Every few years, Kenyans are given another big announcement about the future of electricity generation, and KenGen has now joined that familiar cycle with a 5,500 megawatt capacity plan.

KenGen says the plan is part of Kenya’s clean energy growth, but the announcement leaves key questions on actual projects, financing, grid readiness, consumer costs and real demand.

The biggest question is how much of the 5,500 megawatts exists beyond boardroom plans, investor documents, feasibility work and future projections that may take years to move.

A pipeline does not mean a plant is being built, and a target does not mean electricity will reach homes, factories and small businesses at cheaper prices.

Government agencies and state corporations have often announced future capacity with big numbers, yet Kenyans are still left asking when those promises become actual electricity supply.

The most striking part of the announcement is the inclusion of 2,000 megawatts of nuclear electricity under a plan being sold around clean energy growth.

Nuclear electricity produces lower emissions than coal and diesel generation, but it is not renewable energy in the same category as geothermal, wind and solar.

Placing nuclear next to renewable sources makes the clean energy story look bigger, yet it hides the fact that Kenya has never run a commercial nuclear plant.

That detail should sit at the centre of the announcement, since nearly half of the future capacity appears tied to a technology Kenya has not yet operated commercially.

The financing question is just as serious, since thousands of megawatts will require hundreds of billions of shillings and possibly more over many years.

KenGen has not given enough public detail on who will pay for these projects, what funding has been secured, and how much debt could later fall on taxpayers.

Without clear financing, the 5,500 megawatt figure remains a promise on paper, rather than a real programme that Kenyans can measure against timelines and budgets.

Kenya has already spent years growing electricity generation, especially through geothermal projects, yet households and businesses still complain about high monthly bills.

Manufacturers continue warning that electricity costs make them less competitive, and many businesses still buy diesel generators and solar systems to protect themselves from unreliable supply.

The country’s problem is no longer just the amount of electricity produced, since the bigger public concern is whether people can afford what reaches them.

Extra megawatts will mean little to ordinary Kenyans if bills remain high, outages continue, and businesses still treat the national grid as an expensive risk.

There is also the transmission question, since electricity must move from generation sites to homes, factories and businesses through lines that can handle the load.

Kenya has had past delays in transmission projects, leaving completed generation work unable to feed the grid properly or serve consumers at full strength.

Before celebrating future capacity, Kenyans need to know whether transmission lines, substations and grid upgrades are being built at the same pace as generation plans.

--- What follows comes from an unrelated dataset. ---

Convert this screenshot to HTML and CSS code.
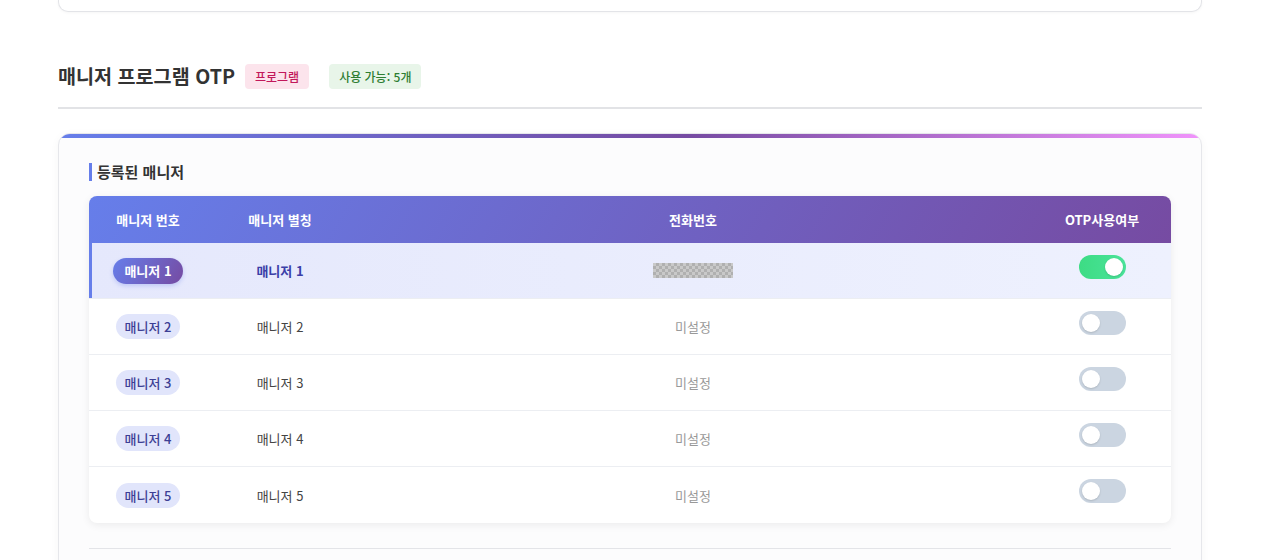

Without that, more generation could create stranded investments, where expensive projects exist on paper or at source but fail to serve consumers properly.

The demand question cannot be ignored either, since Kenya’s current peak demand remains far below the 5,500 megawatt pipeline being placed before the public.

If supply grows faster than consumption, the cost of idle capacity will still be carried somewhere, either through taxpayers, consumers or future electricity charges.

KenGen deserves credit for helping place Kenya on the geothermal map, but credit for past work should not block hard questions about future promises.

The public needs a clear list of projects with secured financing, completed feasibility work, construction timelines, expected completion dates and realistic generation dates.

Targets are easy to announce, but delivery is what matters to Kenyans who are already paying high bills and running businesses under heavy electricity costs.

Until Kenyans see cheaper electricity, stable supply and completed projects instead of big future numbers, the 5,500 megawatt plan risks looking like another public relations exercise.

The real question is no longer how many megawatts can be announced, but how many will be delivered and how much Kenyans will pay for them.